* _Written exercise_: Transcribe every entry word for word, but skip the images.

* _The records_:

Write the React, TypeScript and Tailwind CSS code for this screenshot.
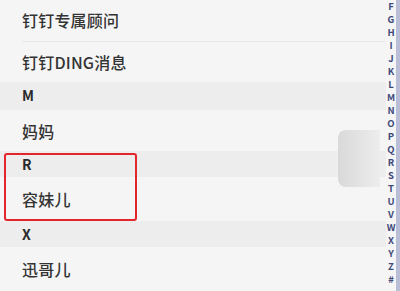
import React from 'react';

const indexLetters = ['F', 'G', 'H', 'I', 'J', 'K', 'L', 'M', 'N', 'O', 'P', 'Q', 'R', 'S', 'T', 'U', 'V', 'W', 'X', 'Y', 'Z', '#'];

const Row: React.FC<{ name: string; h: string }> = ({ name, h }) => (
    <div className={`flex items-center pl-[22px] bg-[#f5f5f5] ${h}`}>
        <span className="text-[16px] font-medium text-[#333] tracking-[0.2px]">{name}</span>
    </div>
);

const Header: React.FC<{ letter: string; h: string }> = ({ letter, h }) => (
    <div className={`flex items-center pl-[22px] bg-[#ededed] ${h}`}>
        <span className="text-[14px] font-bold text-[#2a2a2a]">{letter}</span>
    </div>
);

export default function App() {
    return (
        <div
            className="relative w-[400px] h-[291px] overflow-hidden bg-[#f5f5f5] flex"
            style={{ fontFamily: '"Noto Sans CJK SC", "Noto Sans", sans-serif' }}
        >
            {/* left edge */}
            <div className="w-[2px] bg-[#a9adbf] shrink-0" />
            <div className="w-[2px] bg-[#dcdde3] shrink-0" />

            {/* contact list */}
            <div className="flex-1 flex flex-col -ml-[4px]">
                <Row name="钉钉专属顾问" h="h-[41px]" />
                <div className="h-px bg-[#f5f5f5] pl-[22px]">
                    <div className="h-px bg-[#e8e8e8]" />
                </div>
                <Row name="钉钉DING消息" h="h-[40px]" />
                <Header letter="M" h="h-[28px]" />
                <Row name="妈妈" h="h-[42px]" />
                <Header letter="R" h="h-[26px]" />
                <Row name="容妹儿" h="h-[44px]" />
                <Header letter="X" h="h-[26px]" />
                <Row name="迅哥儿" h="h-[44px]" />
            </div>

            {/* index bar */}
            <div className="w-[10px] shrink-0 flex flex-col items-center -mt-[0.5px]">
                {indexLetters.map((l) => (
                    <span key={l} className="text-[9.5px] font-bold leading-[13.05px] text-[#3f4a7c]">
                        {l}
                    </span>
                ))}
            </div>
            <div className="w-[4px] shrink-0 bg-[#b9bdd6]" />

            {/* floating gray tab */}
            <div className="absolute left-[338px] top-[130px] w-[42px] h-[57px] rounded-l-[8px] bg-gradient-to-r from-[#d9d9d9] to-[#ededed]" />

            {/* red highlight */}
            <div className="absolute left-[4px] top-[153px] w-[133px] h-[68px] border-2 border-[#e3262b] rounded-[3px]" />
        </div>
    );
}
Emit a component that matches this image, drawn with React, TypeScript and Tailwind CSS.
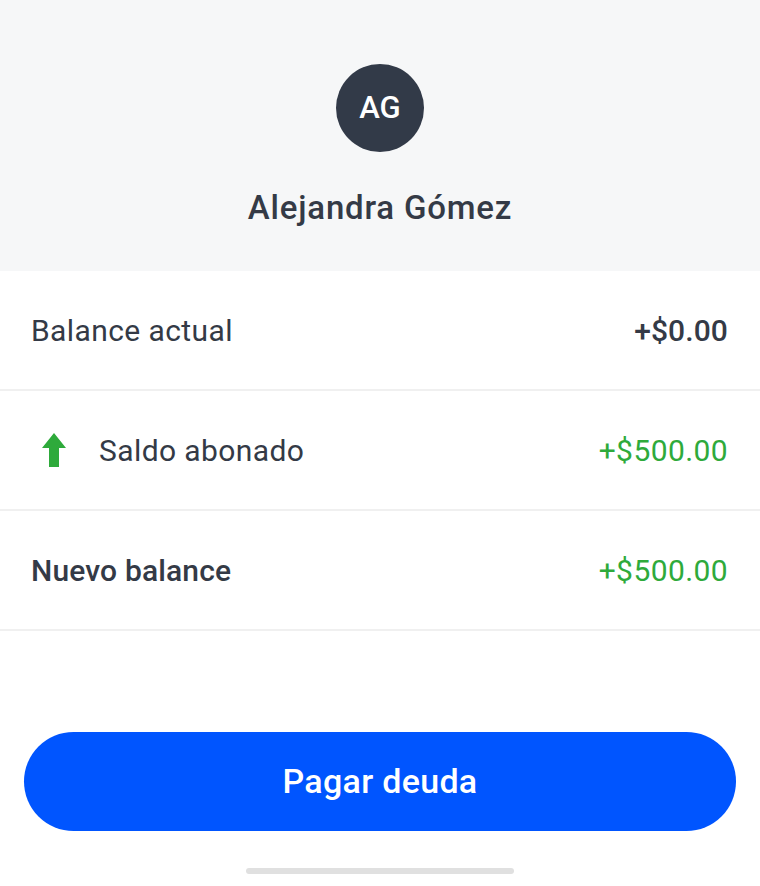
import React from 'react';

const rows = [
  { label: 'Balance actual', value: '+$0.00', bold: false, green: false, icon: false },
  { label: 'Saldo abonado', value: '+$500.00', bold: false, green: true, icon: true },
  { label: 'Nuevo balance', value: '+$500.00', bold: true, green: true, icon: false },
];

const ArrowUp = () => (
  <svg width="26" height="34" viewBox="0 0 26 34" className="shrink-0 ml-[10px]">
    <polygon points="13,0 25,15 18,15 18,34 8,34 8,15 1,15" fill="#2eaa3b" />
  </svg>
);

export default function App() {
  return (
    <div className="w-[760px] h-[886px] bg-white flex flex-col font-['Roboto',sans-serif] text-[#343a46]">
      <div className="h-[271px] bg-[#f6f7f8] flex flex-col items-center pt-[64px]">
        <div className="w-[88px] h-[88px] rounded-full bg-[#323a48] flex items-center justify-center text-white text-[31px] font-medium">
          AG
        </div>
        <div className="mt-[39px] text-[33px] tracking-[0.8px] font-medium leading-none">Alejandra Gómez</div>
      </div>

      {rows.map((r) => (
        <div
          key={r.label}
          className="h-[120px] flex items-center justify-between pl-[31px] pr-[32px] border-b-2 border-[#f0f0f0]"
        >
          <div className="flex items-center gap-[32px]">
            {r.icon && <ArrowUp />}
            <span className={`text-[30px] ${r.bold ? 'font-medium tracking-[0.15px]' : 'font-normal tracking-[0.4px]'}`}>
              {r.label}
            </span>
          </div>
          <span
            className={`text-[30px] ${r.green ? 'text-[#2eaa3b] tracking-[0.4px]' : 'text-[#343a46] font-medium tracking-[0.1px]'}`}
          >
            {r.value}
          </span>
        </div>
      ))}

      <div className="flex-1" />

      <div className="px-[24px]">
        <button className="w-full h-[99px] rounded-full bg-[#0055ff] text-white text-[34px] tracking-[0.3px] font-medium">
          Pagar deuda
        </button>
      </div>
      <div className="h-[55px] flex justify-center pt-[37px]">
        <div className="w-[268px] h-[6px] rounded-full bg-[#e0e0e0]" />
      </div>
    </div>
  );
}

* _Exercise solution_:
Write the React, TypeScript and Tailwind CSS code for this screenshot.
import React from 'react';

const indexLetters = ['F', 'G', 'H', 'I', 'J', 'K', 'L', 'M', 'N', 'O', 'P', 'Q', 'R', 'S', 'T', 'U', 'V', 'W', 'X', 'Y', 'Z', '#'];

const Row: React.FC<{ name: string; h: string }> = ({ name, h }) => (
    <div className={`flex items-center pl-[22px] bg-[#f5f5f5] ${h}`}>
        <span className="text-[16px] font-medium text-[#333] tracking-[0.2px]">{name}</span>
    </div>
);

const Header: React.FC<{ letter: string; h: string }> = ({ letter, h }) => (
    <div className={`flex items-center pl-[22px] bg-[#ededed] ${h}`}>
        <span className="text-[14px] font-bold text-[#2a2a2a]">{letter}</span>
    </div>
);

export default function App() {
    return (
        <div
            className="relative w-[400px] h-[291px] overflow-hidden bg-[#f5f5f5] flex"
            style={{ fontFamily: '"Noto Sans CJK SC", "Noto Sans", sans-serif' }}
        >
            {/* left edge */}
            <div className="w-[2px] bg-[#a9adbf] shrink-0" />
            <div className="w-[2px] bg-[#dcdde3] shrink-0" />

            {/* contact list */}
            <div className="flex-1 flex flex-col -ml-[4px]">
                <Row name="钉钉专属顾问" h="h-[41px]" />
                <div className="h-px bg-[#f5f5f5] pl-[22px]">
                    <div className="h-px bg-[#e8e8e8]" />
                </div>
                <Row name="钉钉DING消息" h="h-[40px]" />
                <Header letter="M" h="h-[28px]" />
                <Row name="妈妈" h="h-[42px]" />
                <Header letter="R" h="h-[26px]" />
                <Row name="容妹儿" h="h-[44px]" />
                <Header letter="X" h="h-[26px]" />
                <Row name="迅哥儿" h="h-[44px]" />
            </div>

            {/* index bar */}
            <div className="w-[10px] shrink-0 flex flex-col items-center -mt-[0.5px]">
                {indexLetters.map((l) => (
                    <span key={l} className="text-[9.5px] font-bold leading-[13.05px] text-[#3f4a7c]">
                        {l}
                    </span>
                ))}
            </div>
            <div className="w-[4px] shrink-0 bg-[#b9bdd6]" />

            {/* floating gray tab */}
            <div className="absolute left-[338px] top-[130px] w-[42px] h-[57px] rounded-l-[8px] bg-gradient-to-r from-[#d9d9d9] to-[#ededed]" />

            {/* red highlight */}
            <div className="absolute left-[4px] top-[153px] w-[133px] h-[68px] border-2 border-[#e3262b] rounded-[3px]" />
        </div>
    );
}
Emit a component that matches this image, drawn with React, TypeScript and Tailwind CSS.
import React from 'react';

const rows = [
  { label: 'Balance actual', value: '+$0.00', bold: false, green: false, icon: false },
  { label: 'Saldo abonado', value: '+$500.00', bold: false, green: true, icon: true },
  { label: 'Nuevo balance', value: '+$500.00', bold: true, green: true, icon: false },
];

const ArrowUp = () => (
  <svg width="26" height="34" viewBox="0 0 26 34" className="shrink-0 ml-[10px]">
    <polygon points="13,0 25,15 18,15 18,34 8,34 8,15 1,15" fill="#2eaa3b" />
  </svg>
);

export default function App() {
  return (
    <div className="w-[760px] h-[886px] bg-white flex flex-col font-['Roboto',sans-serif] text-[#343a46]">
      <div className="h-[271px] bg-[#f6f7f8] flex flex-col items-center pt-[64px]">
        <div className="w-[88px] h-[88px] rounded-full bg-[#323a48] flex items-center justify-center text-white text-[31px] font-medium">
          AG
        </div>
        <div className="mt-[39px] text-[33px] tracking-[0.8px] font-medium leading-none">Alejandra Gómez</div>
      </div>

      {rows.map((r) => (
        <div
          key={r.label}
          className="h-[120px] flex items-center justify-between pl-[31px] pr-[32px] border-b-2 border-[#f0f0f0]"
        >
          <div className="flex items-center gap-[32px]">
            {r.icon && <ArrowUp />}
            <span className={`text-[30px] ${r.bold ? 'font-medium tracking-[0.15px]' : 'font-normal tracking-[0.4px]'}`}>
              {r.label}
            </span>
          </div>
          <span
            className={`text-[30px] ${r.green ? 'text-[#2eaa3b] tracking-[0.4px]' : 'text-[#343a46] font-medium tracking-[0.1px]'}`}
          >
            {r.value}
          </span>
        </div>
      ))}

      <div className="flex-1" />

      <div className="px-[24px]">
        <button className="w-full h-[99px] rounded-full bg-[#0055ff] text-white text-[34px] tracking-[0.3px] font-medium">
          Pagar deuda
        </button>
      </div>
      <div className="h-[55px] flex justify-center pt-[37px]">
        <div className="w-[268px] h-[6px] rounded-full bg-[#e0e0e0]" />
      </div>
    </div>
  );
}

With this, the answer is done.